All processing in topologies is done in bolts. Bolts can do anything from filtering, functions, aggregations, joins, talking to databases, and more.
Bolts can do simple stream transformations. Doing complex stream transformations often requires multiple steps and thus multiple bolts. For example, transforming a stream of tweets into a stream of trending images requires at least two steps: a bolt to do a rolling count of retweets for each image, and one or more bolts to stream out the top X images (you can do this particular stream transformation in a more scalable way with three bolts than with two).
Bolts can also emit more than one stream.
What makes a running topology: worker processes, executors and tasks
Storm distinguishes between the following three main entities that are used to actually run a topology in a Storm cluster:
- Worker processes
- Executors (threads)
Here is a simple illustration of their relationships:
A worker process executes a subset of a topology. A worker process belongs to a specific topology and may run one or more executors for one or more components (spouts or bolts) of this topology. A running topology consists of many such processes running on many machines within a Storm cluster.
An executor is a thread that is spawned by a worker process. It may run one or more tasks for the same component (spout or bolt).

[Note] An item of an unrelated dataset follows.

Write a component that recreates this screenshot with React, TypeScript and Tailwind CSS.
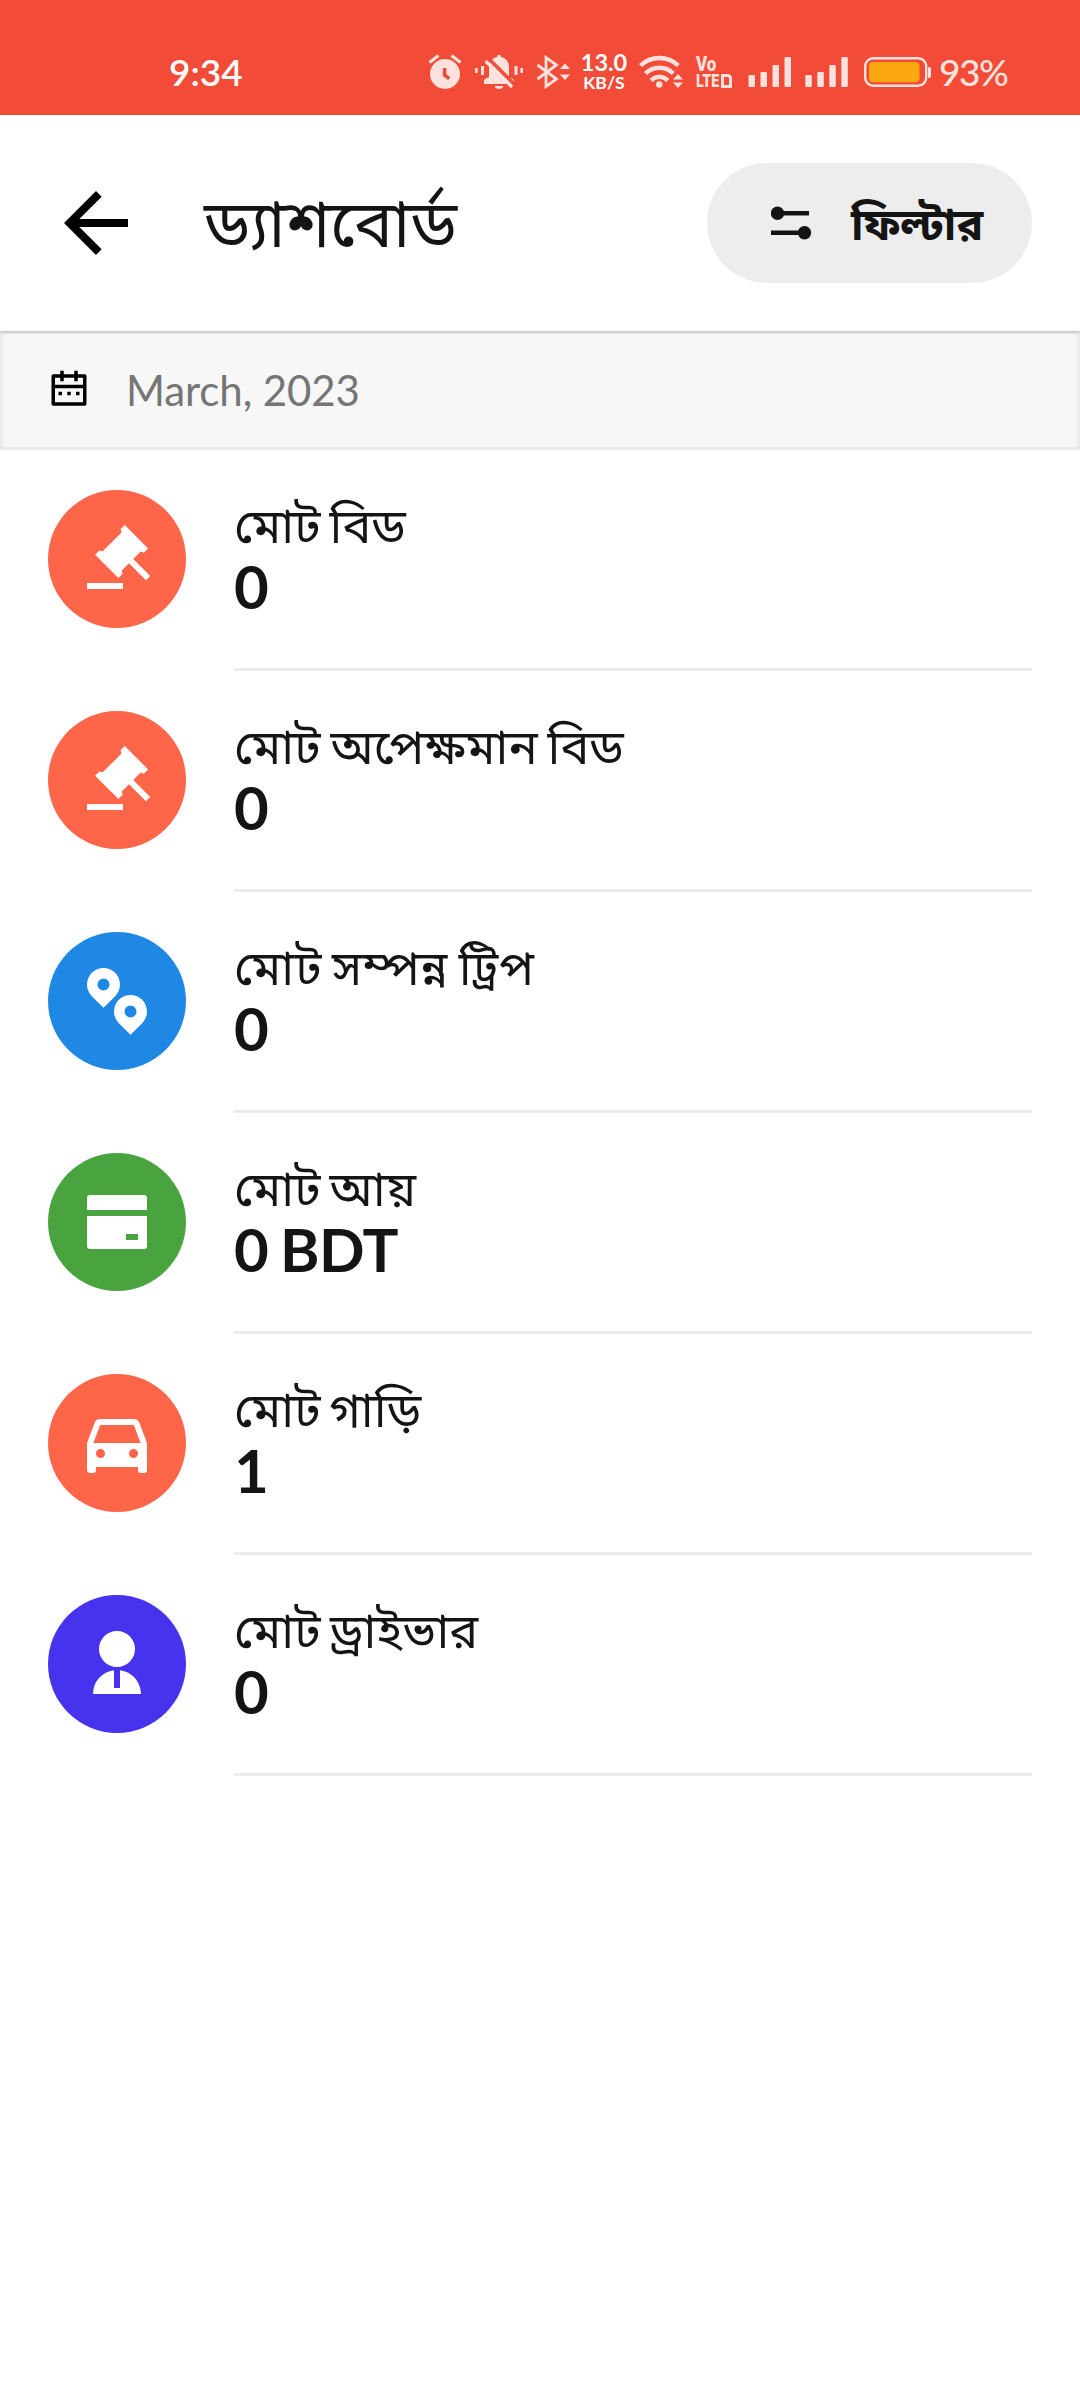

A task performs the actual data processing — each spout or bolt that you implement in your code executes as many tasks across the cluster. The number of tasks for a component is always the same throughout the lifetime of a topology, but the number of executors (threads) for a component can change over time. This means that the following condition holds true:
#threads ≤ #tasks. By default, the number of tasks is set to be the same as the number of executors, i.e. Storm will run one task per thread.
This pretty much sums up the architecture of Apache Storm. Hope it was helpful.